Skip to content

Cameras

The agent discovers your robot's cameras and streams them for live teleoperation.

Discovery and selection

The agent uses V4L2 (the standard Linux video interface) to:

  • Discover connected cameras.
  • Enumerate capabilities for each device — supported pixel formats and resolutions.
  • Auto-pick sensible cameras using a built-in heuristic when you have not pinned specific devices.
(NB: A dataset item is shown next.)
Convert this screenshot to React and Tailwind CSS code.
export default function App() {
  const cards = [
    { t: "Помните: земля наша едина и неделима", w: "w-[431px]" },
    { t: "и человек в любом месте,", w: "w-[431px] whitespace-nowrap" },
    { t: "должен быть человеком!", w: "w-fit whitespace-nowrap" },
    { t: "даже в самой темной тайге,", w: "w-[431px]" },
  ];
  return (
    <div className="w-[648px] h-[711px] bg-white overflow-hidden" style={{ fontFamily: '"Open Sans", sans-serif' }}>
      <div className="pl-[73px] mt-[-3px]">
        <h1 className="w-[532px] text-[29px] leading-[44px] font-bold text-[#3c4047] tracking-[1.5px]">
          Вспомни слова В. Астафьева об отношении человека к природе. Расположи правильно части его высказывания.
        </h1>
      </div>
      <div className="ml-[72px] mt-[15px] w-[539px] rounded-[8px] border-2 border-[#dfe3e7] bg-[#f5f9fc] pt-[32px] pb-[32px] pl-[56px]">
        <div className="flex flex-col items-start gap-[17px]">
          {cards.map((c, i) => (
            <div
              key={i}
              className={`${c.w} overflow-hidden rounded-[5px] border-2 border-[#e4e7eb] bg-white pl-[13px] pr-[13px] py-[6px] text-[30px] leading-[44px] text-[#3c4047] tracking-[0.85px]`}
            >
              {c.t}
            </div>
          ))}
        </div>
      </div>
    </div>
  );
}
You can override the automatic choice by configuring specific cameras in robot.toml. See Configuration and Configure a camera. A detailed reference of the camera field names and auto-pick priority order is coming soon.

Supported sources

The pipeline accepts the common V4L2 source formats:

  • Raw (e.g. YUY2, I420, NV12)
  • MJPEG
  • H.264

Each is normalized into a common format before encoding, so different cameras can be mixed.

The video pipeline

For teleop, frames flow through GStreamer and are encoded to VP8, then delivered to the operator over WebRTC:

V4L2 camera  ->  GStreamer (decode/convert)  ->  VP8 encode  ->  WebRTC track

The encoder is tuned for low latency rather than maximum quality, which keeps teleoperation responsive.
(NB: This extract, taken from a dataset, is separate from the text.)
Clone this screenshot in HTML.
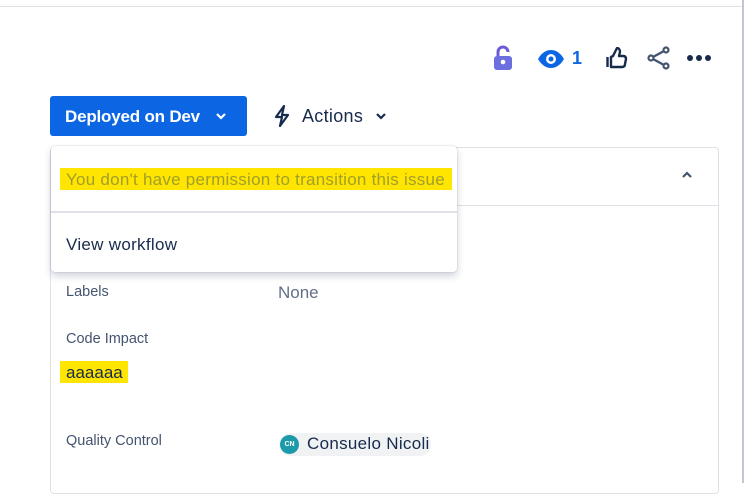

Dual-track and live switching

  • The agent supports two simultaneous video tracks, so an operator can view two cameras at once.
  • Camera selection is live-switchable: the operator can change which camera feeds a track during a session without tearing down the connection (a make-before-break switch on each track slot).

Teleop sessions start and stop dynamically as operators connect and disconnect.